Zummach coached the Red Skins to a spot opposite the Oshkosh All-Stars in the 1941 NBL finals. He formed his team around Marquette alums, including All-American Dave Quabius, Glenn R. "Sparky" Adams, George Hesik, Bill McDonald and Paul Sokody. Sandlotter Otto Kolar, from Cicero, Ill., was rated as one of the best guards in the Midwest and ran Zummach’s the Red Skins offense.

Kareem Abdul-Jabbar recently mentioned Zummach as the coach who won surprising approval for black players from the Harlem Globetrotters to sleep in a hotel of an all-white city during the height of segregation in 1940 before they played his Sheboygan team. With Zummach spending fulltime with the lawfirm, the Red Skins only last one year in the NBA.

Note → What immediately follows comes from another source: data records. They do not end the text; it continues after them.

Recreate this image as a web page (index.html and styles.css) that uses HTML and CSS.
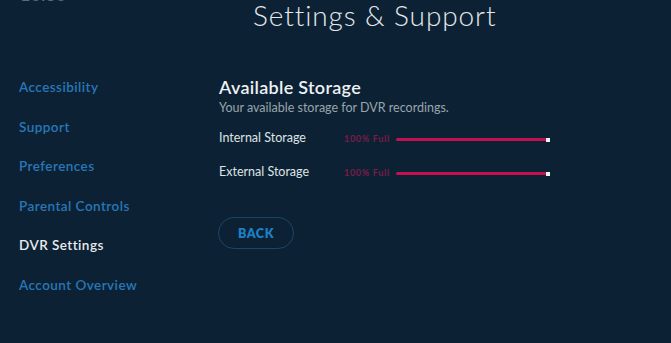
FILE: index.html
```html
<!DOCTYPE html>
<html lang="en">
<head>
<meta charset="utf-8">
<title>Settings &amp; Support</title>
<link rel="stylesheet" href="styles.css">
</head>
<body>
<div class="screen">
  <header class="top">
    <span class="clock">10:30</span>
    <h1 class="title">Settings &amp; Support</h1>
  </header>
  <div class="main">
    <nav class="menu">
      <a class="menu-item">Accessibility</a>
      <a class="menu-item">Support</a>
      <a class="menu-item">Preferences</a>
      <a class="menu-item">Parental Controls</a>
      <a class="menu-item active">DVR Settings</a>
      <a class="menu-item">Account Overview</a>
    </nav>
    <section class="panel">
      <h2 class="panel-title">Available Storage</h2>
      <p class="panel-sub">Your available storage for DVR recordings.</p>
      <div class="rows">
        <div class="row">
          <span class="row-label">Internal Storage</span>
          <span class="row-value">100% Full</span>
          <span class="bar"><span class="bar-fill" style="width:100%"></span></span>
        </div>
        <div class="row">
          <span class="row-label">External Storage</span>
          <span class="row-value">100% Full</span>
          <span class="bar"><span class="bar-fill" style="width:100%"></span></span>
        </div>
      </div>
      <button class="back">BACK</button>
    </section>
  </div>
</div>
</body>
</html>
```

FILE: styles.css
```css
* { box-sizing: border-box; }
html, body {
  margin: 0;
  padding: 0;
  background: #0c2234;
}
body {
  font-family: Lato, "Open Sans", sans-serif;
  color: #e6e9ec;
  width: 671px;
  height: 343px;
  overflow: hidden;
}
.screen {
  width: 671px;
  height: 343px;
}
.top {
  display: flex;
  align-items: flex-start;
  padding-left: 20px;
}
.clock {
  flex: 0 0 233px;
  margin-top: -15px;
  font-size: 18px;
  line-height: 18px;
  color: #5d6c78;
}
.title {
  margin: 0;
  font-size: 28px;
  line-height: 30px;
  font-weight: 300;
  color: #e4e8eb;
  letter-spacing: 0.9px;
}
.main {
  display: flex;
  margin-top: 47px;
}
.menu {
  flex: 0 0 219px;
  padding-left: 19px;
  display: flex;
  flex-direction: column;
  gap: 19.5px;
}
.menu-item {
  display: block;
  font-size: 13.5px;
  line-height: 20px;
  font-weight: 600;
  color: #2877b9;
  letter-spacing: 0.45px;
}
.menu-item.active {
  color: #e8ebee;
}
.panel {
  flex: 1;
  display: flex;
  flex-direction: column;
  align-items: flex-start;
}
.panel-title {
  margin: 0;
  font-size: 18px;
  line-height: 20px;
  font-weight: 600;
  letter-spacing: 0.3px;
  color: #eef1f3;
}
.panel-sub {
  margin: 2.5px 0 0;
  font-size: 12.5px;
  line-height: 15px;
  color: #9aa4ad;
}
.rows {
  margin-top: 15.5px;
  display: flex;
  flex-direction: column;
  gap: 18px;
}
.row {
  display: flex;
  align-items: center;
  height: 16px;
}
.row-label {
  flex: 0 0 125px;
  font-size: 12.5px;
  line-height: 16px;
  color: #dfe3e6;
}
.row-value {
  flex: 0 0 52px;
  font-size: 9px;
  font-weight: 700;
  letter-spacing: 0.7px;
  color: #7c1a49;
}
.bar {
  display: block;
  width: 154px;
  height: 3.5px;
  margin-top: 3px;
  position: relative;
}
.bar-fill {
  display: block;
  height: 100%;
  background: #c3114f;
  border-radius: 2px;
}
.bar::after {
  content: "";
  position: absolute;
  right: 0;
  top: 0;
  width: 4px;
  height: 4px;
  background: #f2f2f2;
}
.back {
  margin-top: 37px;
  margin-left: -1px;
  width: 76px;
  height: 32px;
  border: 1.5px solid #1b4567;
  border-radius: 16px;
  background: transparent;
  font-family: Lato, "Open Sans", sans-serif;
  font-size: 12.5px;
  font-weight: 800;
  letter-spacing: 0.6px;
  color: #1f7fc6;
  padding: 0;
}
```
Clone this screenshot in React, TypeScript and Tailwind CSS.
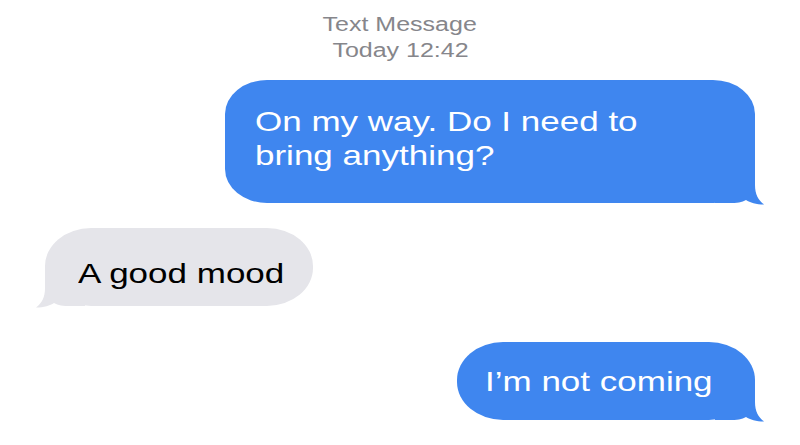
import React from 'react'

// the screenshot is stretched horizontally, so text gets a matching scale-x
function Tail({ color, side }: { color: string; side: 'left' | 'right' }) {
  return (
    <svg
      width="50"
      height="40"
      viewBox="0 0 50 40"
      className={
        side === 'right'
          ? 'absolute right-[-10px] bottom-[-2px]'
          : 'absolute left-[-10px] bottom-[-2px] -scale-x-100'
      }
    >
      <path
        d="M0 0 H40 V20 C40 29 43 35 49 39.5 C41 39.5 35 37.5 31 35 C27 37.5 22 38 14 38 H0 Z"
        fill={color}
      />
    </svg>
  )
}

export default function App() {
  return (
    <div className="w-[800px] h-[445px] bg-white overflow-hidden font-['Liberation_Sans',Arial,sans-serif]">
      {/* Header */}
      <div className="flex flex-col items-center pt-[11px] text-[20px] leading-[26px] text-[#86868b]">
        <span className="inline-block scale-x-125">Text Message</span>
        <span className="inline-block scale-x-125">Today 12:42</span>
      </div>

      {/* Outgoing */}
      <div className="flex justify-end pr-[45px] mt-[17px]">
        <div className="relative w-[530px] h-[123px] bg-[#3f86ef] rounded-[42px_/_34px] pl-[30px] pt-[25px] text-white text-[28px] leading-[34px]">
          <Tail color="#3f86ef" side="right" />
          <span className="relative block w-[320px] origin-left scale-x-125">
            On my way. Do I need to bring anything?
          </span>
        </div>
      </div>

      {/* Incoming */}
      <div className="flex justify-start pl-[45px] mt-[25px]">
        <div className="relative w-[268px] h-[78px] bg-[#e5e5ea] rounded-[46px_/_38px] pl-[33px] pt-[29px] text-black text-[28px] leading-[34px]">
          <Tail color="#e5e5ea" side="left" />
          <span className="relative block origin-left scale-x-125">A good mood</span>
        </div>
      </div>

      {/* Outgoing */}
      <div className="flex justify-end pr-[45px] mt-[36px]">
        <div className="relative w-[298px] h-[78px] bg-[#3f86ef] rounded-[46px_/_38px] pl-[28px] pt-[23px] text-white text-[28px] leading-[34px]">
          <Tail color="#3f86ef" side="right" />
          <span className="relative block origin-left scale-x-125">I’m not coming</span>
        </div>
      </div>
    </div>
  )
}
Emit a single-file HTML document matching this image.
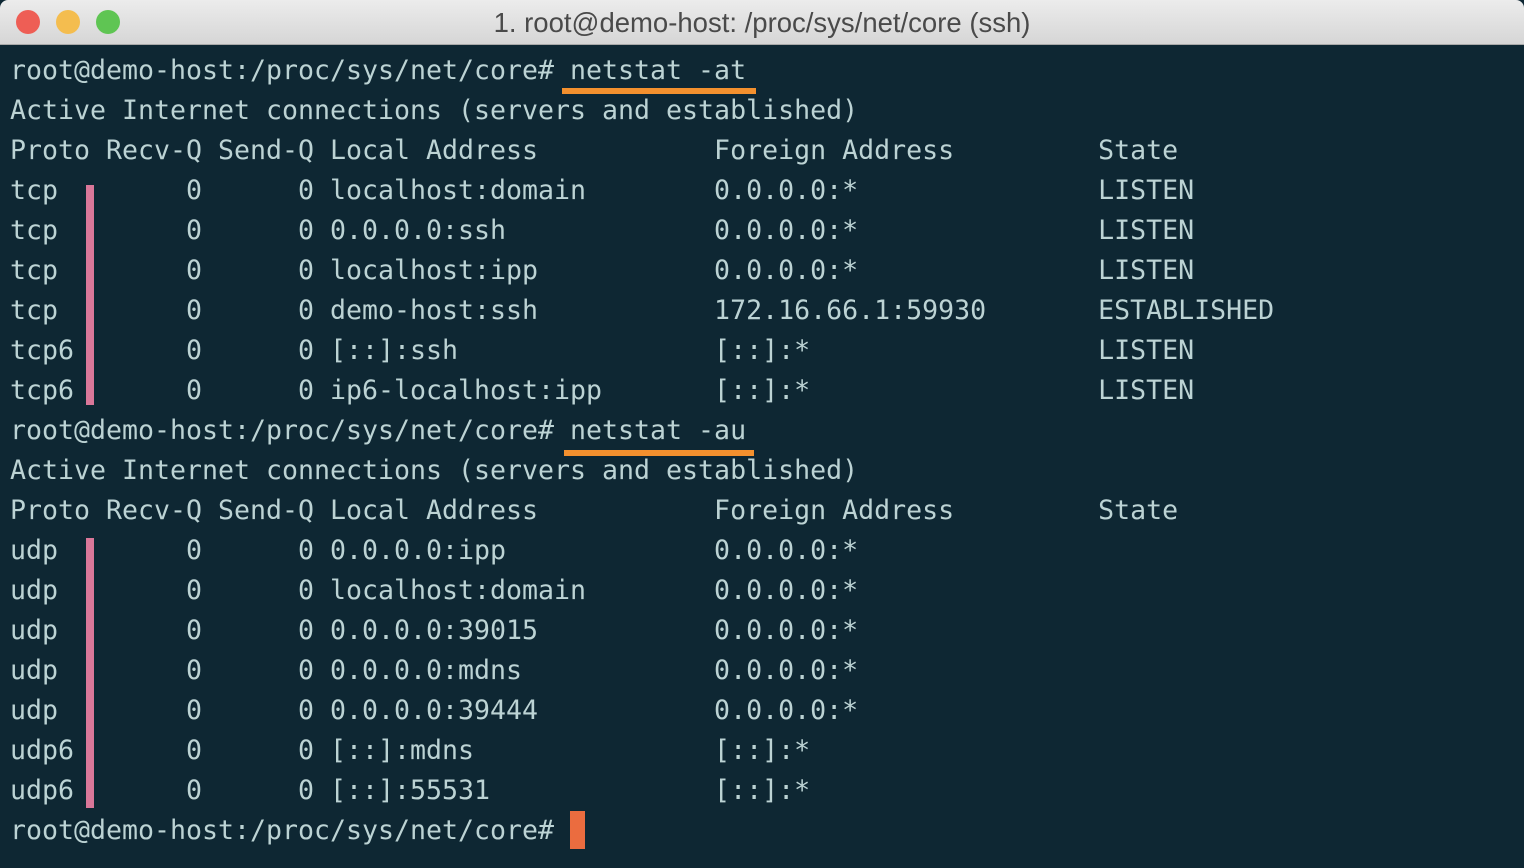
<!DOCTYPE html>
<html><head><meta charset="utf-8"><style>
html,body{margin:0;padding:0;width:1524px;height:868px;overflow:hidden;background:#0e2733;}
.tb{position:absolute;left:0;top:0;width:1524px;height:44px;background:linear-gradient(#ececec,#d6d6d6);border-bottom:1px solid #a9a9a9;border-radius:8px 8px 0 0;}
.tl{position:absolute;top:10px;width:24px;height:24px;border-radius:50%;}
.title{position:absolute;left:0;right:0;top:7px;text-align:center;font:27.5px "Liberation Sans",sans-serif;color:#4a4a4a;}
pre{position:absolute;left:10px;top:51px;margin:0;font-family:"DejaVu Sans Mono","Liberation Mono",monospace;font-size:26.58px;line-height:40px;color:#bcd3d4;}
.bar{position:absolute;background:#d97799;width:8px;left:86px;}
.ul{position:absolute;background:#f3902e;height:6px;}
</style></head><body>
<div class="tb">
<div class="tl" style="left:16px;background:#ee5e55"></div>
<div class="tl" style="left:56px;background:#f4bd4f"></div>
<div class="tl" style="left:96px;background:#5fc553"></div>
<div class="title">1. root@demo-host: /proc/sys/net/core (ssh)</div>
</div>
<pre>root@demo-host:/proc/sys/net/core# netstat -at
Active Internet connections (servers and established)
Proto Recv-Q Send-Q Local Address           Foreign Address         State
tcp        0      0 localhost:domain        0.0.0.0:*               LISTEN
tcp        0      0 0.0.0.0:ssh             0.0.0.0:*               LISTEN
tcp        0      0 localhost:ipp           0.0.0.0:*               LISTEN
tcp        0      0 demo-host:ssh           172.16.66.1:59930       ESTABLISHED
tcp6       0      0 [::]:ssh                [::]:*                  LISTEN
tcp6       0      0 ip6-localhost:ipp       [::]:*                  LISTEN
root@demo-host:/proc/sys/net/core# netstat -au
Active Internet connections (servers and established)
Proto Recv-Q Send-Q Local Address           Foreign Address         State
udp        0      0 0.0.0.0:ipp             0.0.0.0:*
udp        0      0 localhost:domain        0.0.0.0:*
udp        0      0 0.0.0.0:39015           0.0.0.0:*
udp        0      0 0.0.0.0:mdns            0.0.0.0:*
udp        0      0 0.0.0.0:39444           0.0.0.0:*
udp6       0      0 [::]:mdns               [::]:*
udp6       0      0 [::]:55531              [::]:*
root@demo-host:/proc/sys/net/core# </pre>
<div class="bar" style="top:185px;height:220px"></div>
<div class="bar" style="top:538px;height:270px"></div>
<div class="ul" style="left:562px;top:88px;width:194px"></div>
<div class="ul" style="left:564px;top:450px;width:190px"></div>
<div style="position:absolute;left:570px;top:811px;width:15px;height:38px;background:#eb6c3f"></div>
</body></html>
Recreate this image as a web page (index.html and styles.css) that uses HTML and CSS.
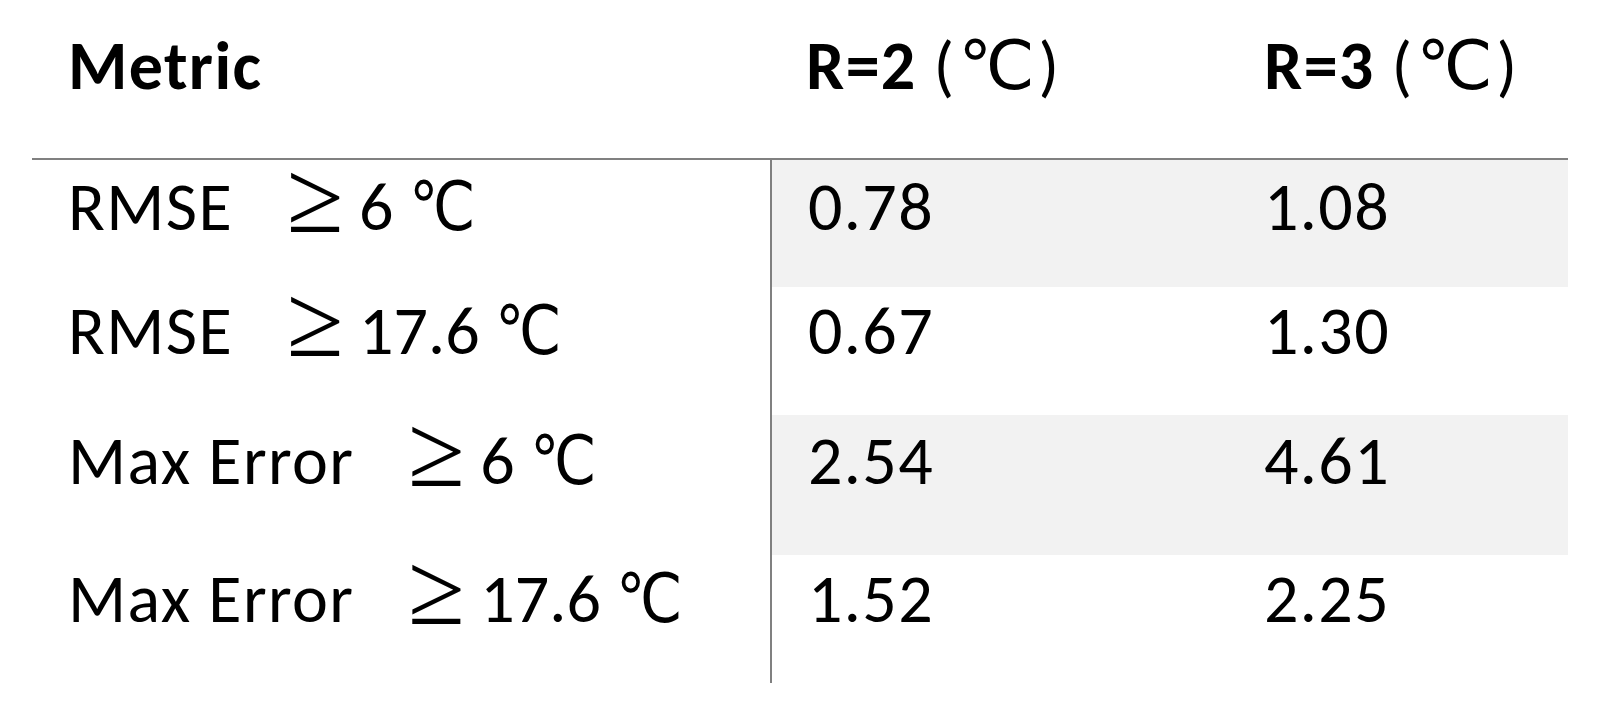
FILE: index.html
```html
<!DOCTYPE html>
<html lang="en">
<head>
  <meta charset="UTF-8" />
  <meta name="viewport" content="width=device-width, initial-scale=1.0" />
  <title>Error metrics</title>
  <link rel="stylesheet" href="styles.css">
</head>
<body>
  <table class="metrics">
    <thead>
      <tr>
        <th class="col-metric">Metric</th>
        <th class="col-r2">R=2 <span class="unit">(℃)</span></th>
        <th class="col-r3">R=3 <span class="unit">(℃)</span></th>
      </tr>
    </thead>
    <tbody>
      <tr class="row-a shade">
        <td>RMSE<span class="cond"><span class="ge">≥</span> 6 <span class="deg">℃</span></span></td>
        <td class="val first">0.78</td>
        <td class="val">1.08</td>
      </tr>
      <tr class="row-b">
        <td>RMSE<span class="cond"><span class="ge">≥</span> 17.6 <span class="deg">℃</span></span></td>
        <td class="val first">0.67</td>
        <td class="val">1.30</td>
      </tr>
      <tr class="row-c shade">
        <td>Max Error<span class="cond"><span class="ge">≥</span> 6 <span class="deg">℃</span></span></td>
        <td class="val first">2.54</td>
        <td class="val">4.61</td>
      </tr>
      <tr class="row-b">
        <td>Max Error<span class="cond"><span class="ge">≥</span> 17.6 <span class="deg">℃</span></span></td>
        <td class="val first">1.52</td>
        <td class="val">2.25</td>
      </tr>
    </tbody>
  </table>
</body>
</html>
```

FILE: styles.css
```css
:root {
  --rule: #808080;
  --shade: #f2f2f2;
}
body {
  margin: 0;
  background: #fff;
  color: #000;
  font-family: Carlito, Calibri, Lato, "DejaVu Sans", sans-serif;
}
.metrics {
  margin-left: 32px;
  width: 1536px;
  border-collapse: separate;
  border-spacing: 0;
  table-layout: fixed;
  font-size: 68px;
  line-height: 1;
  letter-spacing: 0.02em;
}
.col-metric { width: 738px; }
.col-r2 { width: 458px; }
.col-r3 { width: 340px; }
th, td {
  text-align: left;
  vertical-align: top;
  padding: 0 0 0 36px;
  white-space: nowrap;
  box-sizing: border-box;
}
th {
  height: 160px;
  padding-top: 32px;
  font-weight: bold;
  border-bottom: 2px solid var(--rule);
}
th .unit {
  font-weight: normal;
  letter-spacing: 0.06em;
}
.row-a td { height: 127px; padding-top: 13px; }
.row-b td { height: 128px; padding-top: 10px; }
.row-c td { height: 140px; padding-top: 12px; }
td.first { border-left: 2px solid var(--rule); }
.shade td.val { background: var(--shade); }
.cond {
  margin-left: 54px;
  letter-spacing: 0;
}
.ge {
  font-family: "Liberation Serif", serif;
  font-size: 1.52em;
  line-height: 0;
  vertical-align: -2px;
}
.deg {
  display: inline-block;
  transform: scaleX(0.87);
  transform-origin: 0 0;
}
```
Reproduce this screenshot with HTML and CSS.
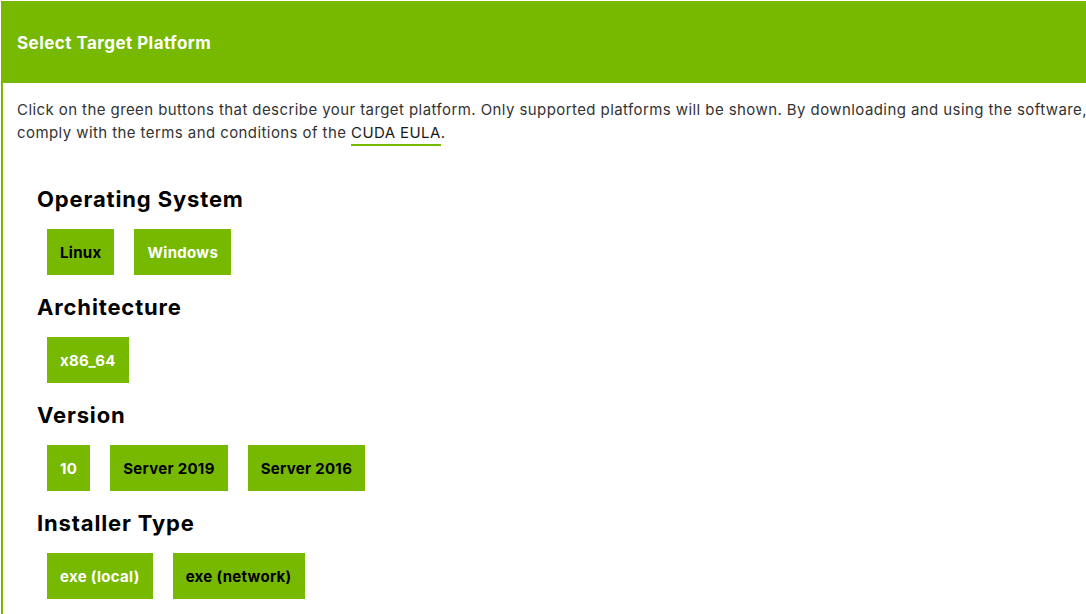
FILE: index.html
```html
<!DOCTYPE html>
<html>
<head>
<meta charset="utf-8">
<link rel="stylesheet" href="styles.css">
</head>
<body>
<div class="panel">
  <div class="panel-header">Select Target Platform</div>
  <div class="panel-body">
    <p class="intro">Click on the green buttons that describe your target platform. Only supported platforms will be shown. By downloading and using the software, you agree to fully comply with the terms and conditions of the <a class="eula" href="#">CUDA EULA</a>.</p>

    <div class="group">
      <h3 class="group-title">Operating System</h3>
      <div class="options">
        <span class="opt">Linux</span>
        <span class="opt opt-on">Windows</span>
      </div>
    </div>

    <div class="group">
      <h3 class="group-title">Architecture</h3>
      <div class="options">
        <span class="opt opt-on">x86_64</span>
      </div>
    </div>

    <div class="group">
      <h3 class="group-title">Version</h3>
      <div class="options">
        <span class="opt opt-on">10</span>
        <span class="opt">Server 2019</span>
        <span class="opt">Server 2016</span>
      </div>
    </div>

    <div class="group">
      <h3 class="group-title">Installer Type</h3>
      <div class="options">
        <span class="opt opt-on">exe (local)</span>
        <span class="opt">exe (network)</span>
      </div>
    </div>
  </div>
</div>
</body>
</html>
```

FILE: styles.css
```css
html, body {
  margin: 0;
  padding: 0;
  overflow: hidden;
  background: #fff;
}
body {
  padding: 1px 0 0 1px;
  font-family: Inter, "Noto Sans", sans-serif;
  color: #000;
}
.panel {
  width: 1300px;
  border-left: 2px solid #76b900;
}
.panel-header {
  background: #76b900;
  color: #fff;
  font-weight: 700;
  font-size: 17px;
  letter-spacing: 0.45px;
  height: 82px;
  display: flex;
  align-items: center;
  padding-left: 14px;
  padding-top: 2px;
  box-sizing: border-box;
}
.panel-body {
  padding: 15px 0 20px 14px;
}
.intro {
  margin: 0;
  width: 1222px;
  font-size: 15px;
  letter-spacing: 0.42px;
  line-height: 23px;
  color: #333;
}
.eula {
  color: #1a1a1a;
  text-decoration: none;
  border-bottom: 2px solid #76b900;
  padding-bottom: 2px;
}
.group {
  padding-left: 20px;
}
.group:first-of-type {
  margin-top: 40px;
}
.group-title {
  margin: 0;
  font-size: 22px;
  letter-spacing: 0.85px;
  line-height: 30px;
  font-weight: 700;
  color: #000;
}
.options {
  display: flex;
  gap: 20px;
  margin: 15px 0 17px 10px;
}
.opt {
  background: #76b900;
  color: #000;
  font-weight: 700;
  font-size: 15px;
  letter-spacing: 0.3px;
  height: 46px;
  box-sizing: border-box;
  display: flex;
  align-items: center;
  padding: 1px 13px 0;
}
.opt-on {
  color: #fff;
}
```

“The problem we had with the NBA was with Madison Square Garden. They asked how they would find Sheboygan, and why they would play there in front of 1,200 fans when they seated 17,000,” said Zummach, who built the foundation but had to leave the team the year before they acquired Hall of Fame guard Buddy Jeannette and won the NBL championship. “For what they were paying me I couldn’t have eaten bread and butter, and the law practice was doing well.”


The Palmetto Warrior said...

I thought this was one of the best articles on this site. As an alumnus and rabid basketball fan of Marquette, I often forget that our wonderful program is more than just wins or losses; we are part of a fraternity of alumni like Mr. Zummach and those who "came before" who paved the way in entertaining us with their athletic skills, and were role models in the classroom as they strove to do all things, as our motto says, to the greater glory of God

JohnPudner said...

Thank you so much for reading and for your kind words. As depressing as it is in some ways to have to wait from March to November without any games, it does give a chance to take a breath and reflect back. I cannot tell you how excited I was when Mr. Zummach picked up the phone. Thanks again.